The director oversaw the construction of the eponymous village in Chester County, Pennsylvania, near his home outside Philadelphia. Making a period film, he admits, "was more challenging than I thought it would be. Every area of making the movie was taxing. You couldn't just turn on the camera and watch two people talking on a sofa. Everything had to be meticulously done, choosing every single thing and making sure it was period-accurate. Then the costumes and the extras and what the music sounds like, and the dialogue and the performances. Everything required my 100% attention. I didn't realize how much you have to take from step one, on every single level.
"Luckily," Shyamalan adds, "I live in an old historic area of Pennsylvania, and I'm besieged by all that—how they made food and how they acted. I literally had to go down the street for experts. I have a farmhouse that predates this movie. It wasn't like I was creating Morocco in the 17th century—I was recreating stuff that exists."
Born in Pondicherry, India, Shyamalan grew up in the Philadelphia area and makes all his movies close to home. "I guess in some ways I'm not that adventurous a guy," he admits. "I feel better doing something enormous if I have certain factors that are safe, and being in Philly makes me feel safe. I don't like sprawling things, I like limitations. I like something small that can become big. So you keep the budgets down and keep the shooting days down, and you shoot near home and you think of simple ideas that can be huge."
Shyamalan feels his audience will be both satisfied and surprised by his new film. "Unbreakable [his 2000 Bruce Willis-Samuel L. Jackson drama] was such a shock second movie after Sixth Sense in terms of tonality and how dark it was. I think that only drove the opening day of Signs through the roof, because of that combination. In the end, I think The Village will be a wonderful fourth piece. It's so different, yet the same in a way. You know it's me that did it, but it really is completely different in feeling. The four feel very separate from one another. Sixth Sense is a scary drama, Unbreakable is more of an arty take on the origins of comic books, Signs is more a popcorn spiritual movie. And The Village is a very eerie period romance."

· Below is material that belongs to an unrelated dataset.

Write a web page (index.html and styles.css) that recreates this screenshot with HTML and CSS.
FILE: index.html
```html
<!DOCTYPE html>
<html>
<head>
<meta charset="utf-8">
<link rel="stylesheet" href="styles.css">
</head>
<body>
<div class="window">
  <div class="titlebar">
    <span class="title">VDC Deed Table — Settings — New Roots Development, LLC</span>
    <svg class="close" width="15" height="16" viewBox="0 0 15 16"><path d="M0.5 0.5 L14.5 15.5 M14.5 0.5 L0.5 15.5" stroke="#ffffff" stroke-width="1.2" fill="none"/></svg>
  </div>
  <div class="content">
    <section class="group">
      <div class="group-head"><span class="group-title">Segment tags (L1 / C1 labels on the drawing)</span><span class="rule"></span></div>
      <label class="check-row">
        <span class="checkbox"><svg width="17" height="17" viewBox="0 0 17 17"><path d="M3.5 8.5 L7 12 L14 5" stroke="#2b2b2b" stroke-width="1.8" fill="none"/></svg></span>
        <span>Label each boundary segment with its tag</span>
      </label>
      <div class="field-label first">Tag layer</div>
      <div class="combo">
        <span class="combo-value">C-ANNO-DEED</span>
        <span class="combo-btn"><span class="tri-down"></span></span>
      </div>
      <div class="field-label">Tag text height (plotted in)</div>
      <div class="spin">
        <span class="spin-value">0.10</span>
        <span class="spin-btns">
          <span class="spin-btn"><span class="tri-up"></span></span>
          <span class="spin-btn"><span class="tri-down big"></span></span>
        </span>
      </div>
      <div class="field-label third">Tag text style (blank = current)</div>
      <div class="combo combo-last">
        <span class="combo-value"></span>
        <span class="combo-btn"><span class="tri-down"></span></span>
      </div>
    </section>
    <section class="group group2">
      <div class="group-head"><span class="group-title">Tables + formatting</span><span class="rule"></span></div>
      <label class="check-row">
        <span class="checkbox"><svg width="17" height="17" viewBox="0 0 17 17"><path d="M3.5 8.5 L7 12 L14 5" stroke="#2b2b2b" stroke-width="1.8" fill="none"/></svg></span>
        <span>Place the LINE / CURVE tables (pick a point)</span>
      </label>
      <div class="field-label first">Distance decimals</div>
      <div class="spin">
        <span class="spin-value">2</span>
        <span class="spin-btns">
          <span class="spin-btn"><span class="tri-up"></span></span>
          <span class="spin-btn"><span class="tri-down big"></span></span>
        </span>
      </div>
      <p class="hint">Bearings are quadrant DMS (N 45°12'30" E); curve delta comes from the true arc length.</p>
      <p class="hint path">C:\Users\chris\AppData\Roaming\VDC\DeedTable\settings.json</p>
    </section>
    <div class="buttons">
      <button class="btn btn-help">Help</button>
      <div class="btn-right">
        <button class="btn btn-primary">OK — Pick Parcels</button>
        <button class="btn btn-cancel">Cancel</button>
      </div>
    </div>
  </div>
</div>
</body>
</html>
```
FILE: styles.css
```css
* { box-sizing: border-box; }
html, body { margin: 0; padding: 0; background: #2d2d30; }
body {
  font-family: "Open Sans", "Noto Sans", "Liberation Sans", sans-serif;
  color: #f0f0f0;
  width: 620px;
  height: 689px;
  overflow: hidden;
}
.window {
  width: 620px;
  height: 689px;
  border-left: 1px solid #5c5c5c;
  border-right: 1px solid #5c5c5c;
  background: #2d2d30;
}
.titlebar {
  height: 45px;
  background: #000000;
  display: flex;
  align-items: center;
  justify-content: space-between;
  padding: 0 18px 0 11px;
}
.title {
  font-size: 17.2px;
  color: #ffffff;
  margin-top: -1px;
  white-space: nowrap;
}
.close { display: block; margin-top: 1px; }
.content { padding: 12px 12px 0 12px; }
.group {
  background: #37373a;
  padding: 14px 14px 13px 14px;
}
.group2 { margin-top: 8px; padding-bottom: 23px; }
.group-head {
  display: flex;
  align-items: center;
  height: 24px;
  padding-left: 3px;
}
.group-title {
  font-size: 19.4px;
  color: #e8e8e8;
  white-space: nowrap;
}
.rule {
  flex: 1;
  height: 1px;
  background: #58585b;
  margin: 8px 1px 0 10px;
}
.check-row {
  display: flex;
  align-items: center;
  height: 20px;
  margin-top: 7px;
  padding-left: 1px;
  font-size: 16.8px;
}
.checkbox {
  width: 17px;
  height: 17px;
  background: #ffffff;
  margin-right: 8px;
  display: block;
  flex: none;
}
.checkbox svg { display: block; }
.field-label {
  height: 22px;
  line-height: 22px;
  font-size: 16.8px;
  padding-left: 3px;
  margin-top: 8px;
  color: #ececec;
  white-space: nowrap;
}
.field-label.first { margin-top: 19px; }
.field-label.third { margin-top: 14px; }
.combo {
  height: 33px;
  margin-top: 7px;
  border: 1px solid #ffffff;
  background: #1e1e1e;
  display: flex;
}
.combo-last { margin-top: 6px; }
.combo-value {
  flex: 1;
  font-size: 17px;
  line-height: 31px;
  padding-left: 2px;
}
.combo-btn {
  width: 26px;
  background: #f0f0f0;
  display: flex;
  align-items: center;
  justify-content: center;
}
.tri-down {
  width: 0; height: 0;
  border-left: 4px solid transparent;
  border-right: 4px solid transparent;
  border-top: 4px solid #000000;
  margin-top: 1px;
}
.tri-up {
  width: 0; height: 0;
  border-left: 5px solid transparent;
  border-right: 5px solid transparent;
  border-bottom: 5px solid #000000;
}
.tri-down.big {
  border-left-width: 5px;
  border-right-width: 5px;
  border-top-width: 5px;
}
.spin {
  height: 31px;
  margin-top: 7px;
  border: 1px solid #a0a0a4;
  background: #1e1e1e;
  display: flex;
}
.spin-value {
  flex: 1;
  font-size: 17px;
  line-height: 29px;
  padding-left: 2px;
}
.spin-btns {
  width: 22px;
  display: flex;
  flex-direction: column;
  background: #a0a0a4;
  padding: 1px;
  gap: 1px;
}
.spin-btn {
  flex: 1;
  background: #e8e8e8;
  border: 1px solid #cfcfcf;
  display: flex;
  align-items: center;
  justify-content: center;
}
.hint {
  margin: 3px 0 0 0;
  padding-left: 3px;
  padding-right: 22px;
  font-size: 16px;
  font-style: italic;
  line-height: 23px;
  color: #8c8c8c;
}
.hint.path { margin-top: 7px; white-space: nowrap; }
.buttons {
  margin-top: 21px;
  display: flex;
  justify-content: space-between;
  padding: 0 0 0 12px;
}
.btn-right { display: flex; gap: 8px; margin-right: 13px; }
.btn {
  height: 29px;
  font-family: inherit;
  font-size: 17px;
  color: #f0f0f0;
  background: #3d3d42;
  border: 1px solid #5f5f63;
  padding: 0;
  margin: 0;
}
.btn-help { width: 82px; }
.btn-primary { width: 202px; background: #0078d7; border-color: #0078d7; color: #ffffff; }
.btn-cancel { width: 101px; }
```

At the center of that romance is Signs co-star Phoenix ("We got quite close on Signs—I wrote this part for him, wrote it about how he is") and 23-year-old Howard. Shyamalan recalls how he discovered the newcomer. "I went to see her for another role, and I was blown away: 'Wow! Does anybody else see this? Why aren't people jumping onto the stage?' And my wife said, 'So are you going to cast her?' And I said, 'No, she's not good for that part, she's got way too much charisma and life and light.' Shyamalan was so impressed, he didn't even audition Howard once he felt he had the right role for her.
"We got really lucky with all the actors," the Village director declares. "They're all so talented, over-cast in the most wonderful of ways."
Shyamalan says there's nothing calculated about his extraordinary success. "I always wonder about people who did something they became very known for, but it wasn't something they could duplicate or something that really represents them as a human being. Then they feel this inevitable clash with what people want and who they are, and it ends poorly for them. But no one asked me to write The Sixth Sense—I just figured out how I like to tell stories and it turned out to be successful, and I thought of another movie and another one and another one. I'm happy that it happened in the right way rather than in an orchestrated manner. I don't feel any pressure—I've got an idea for the next movie and I can't wait to start writing it. Each one helps me to say something or work through something, and so far, so good—people are turning up and the movies are connecting. Obviously, one day one of the movies won't connect, but I should be equally okay with the fact that I'm still doing
something important to me, without an agenda."